Actinic keratoses are rough, reddish patches or warty growths which appear on sun-exposed areas of the body. These growths have an estimated five to ten percent chance of turning into skin cancer called squamous cell carcinoma. Actinic keratoses that have been rough, red, irritated or tender can be destroyed by several methods. The most common method is cryosurgery (freezing). This involves liquid nitrogen which freezes skin cells causing them to die and peel off. Cryosurgery will usually destroy the precancerous actinic keratoses, but may also damage some of the surrounding skin tissue. A blister may form which may heal with some whitening of the skin and mild scarring.

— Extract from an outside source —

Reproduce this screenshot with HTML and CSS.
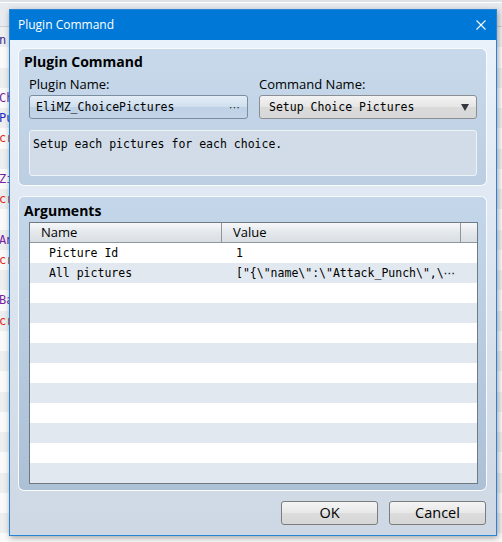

Photodynamic treatment is another newer treatment used with topical Aminolevulinic Acid (5-ALA). This method involves light activation of a photosensitizer to generate highly reactive oxygen intermediaries, which ultimately cause tissue injury and necrosis. 5-ALA is applied locally and it then passes through the abnormal keratin overlying the lesion and is metabolized by the underlying cells to photosensitizing concentrations of porphyrins. The patient will be asked to return to the office within 14 to 18 hours for exposure to photoactivation of the 5-ALA in the form of a (usually blue light but sometimes a proprietary red) artificial light source for approximately 17 minutes. The patient will experience erythema, severe burning, pain and dying of the actinic keratotic lesion. Healing usually occurs in 10-14 days. However, some lesions may not respond and a second treatment session may be required after 8 weeks.
Other methods are chemical peeling agents and, rarely, removal by excision.
How should I care for the treated areas?
Wash areas gently twice daily and apply vaseline to prevent crusting. Cortisone creams may be applied the first day of treatment to reduce stinging. If treated areas develop tenderness or yellowish-infected drainage, please call the office.
What Happens After Treatment?
Often treated areas look "worse" before they look better. The area may swell or blister, can be red for days, then scale or crust and heal over one to four weeks. Wounds heal much faster if cared for as described above. Be sure to treat a blister with vaseline and band-aid or telfa pad until well healed. By one month after treatment the areas should be pink and smooth. If an area still persists with rough crusting or tenderness, it may need to be retreated or biopsied. Please make a follow-up appointment. If the treated area heals with any evidence of a thickening scar after three to six weeks please call the office for follow-up care.